Oh - that could take quite a while, given that we only computed less than a 1/10000th of the full image. Luckily we can speed this up by creating a kernel (GPU function). There are several ways of doing this, from using C++ CUDA, PyCUDA or using a Python-based syntax like like Numba. Since we are already using cupy, let's see how we might do that using cupy's kernel methods.

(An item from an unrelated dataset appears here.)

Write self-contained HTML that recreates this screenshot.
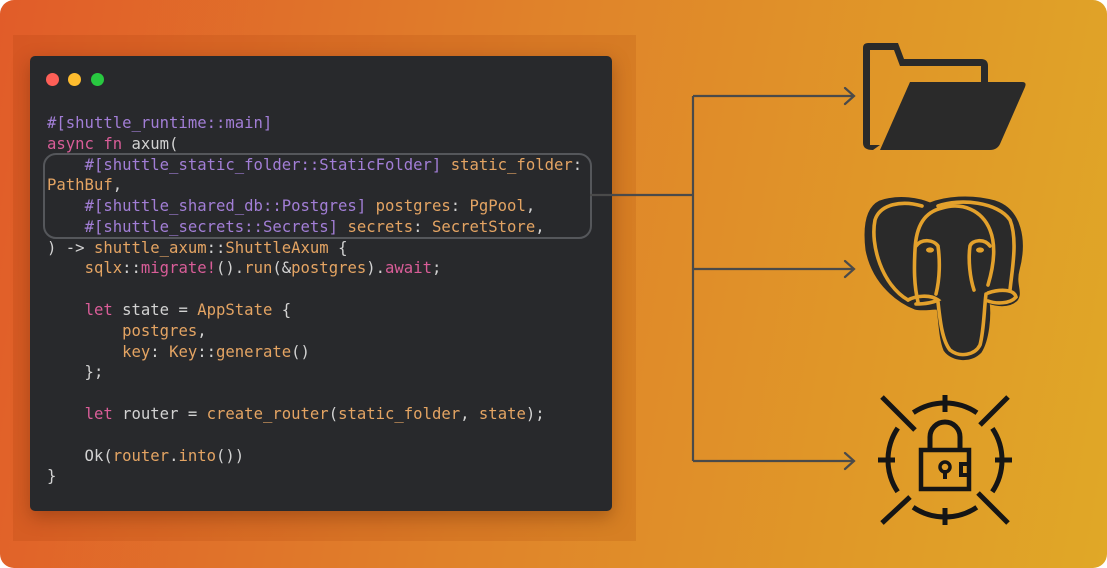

The key concept to grasp with writing kernels is that we don't loop through all the function calls in our host (CPU) code. Instead we define a function, pass (references to) the whole arrays we want to process and let the GPU figure out how to schedule the execution using the number of threads and thread blocks we specify. Within the kernel we also need to map the current thread of execution to a specific element within the arrays we have passed. Note also that we don't return anything - we pass the output in as a parameter instead. This is always the case with kernel functions.

One other thing to note with this type of cupy rawkernel - we can't use array functions inside the kernel, which is why we compute the cross product 'by hand'.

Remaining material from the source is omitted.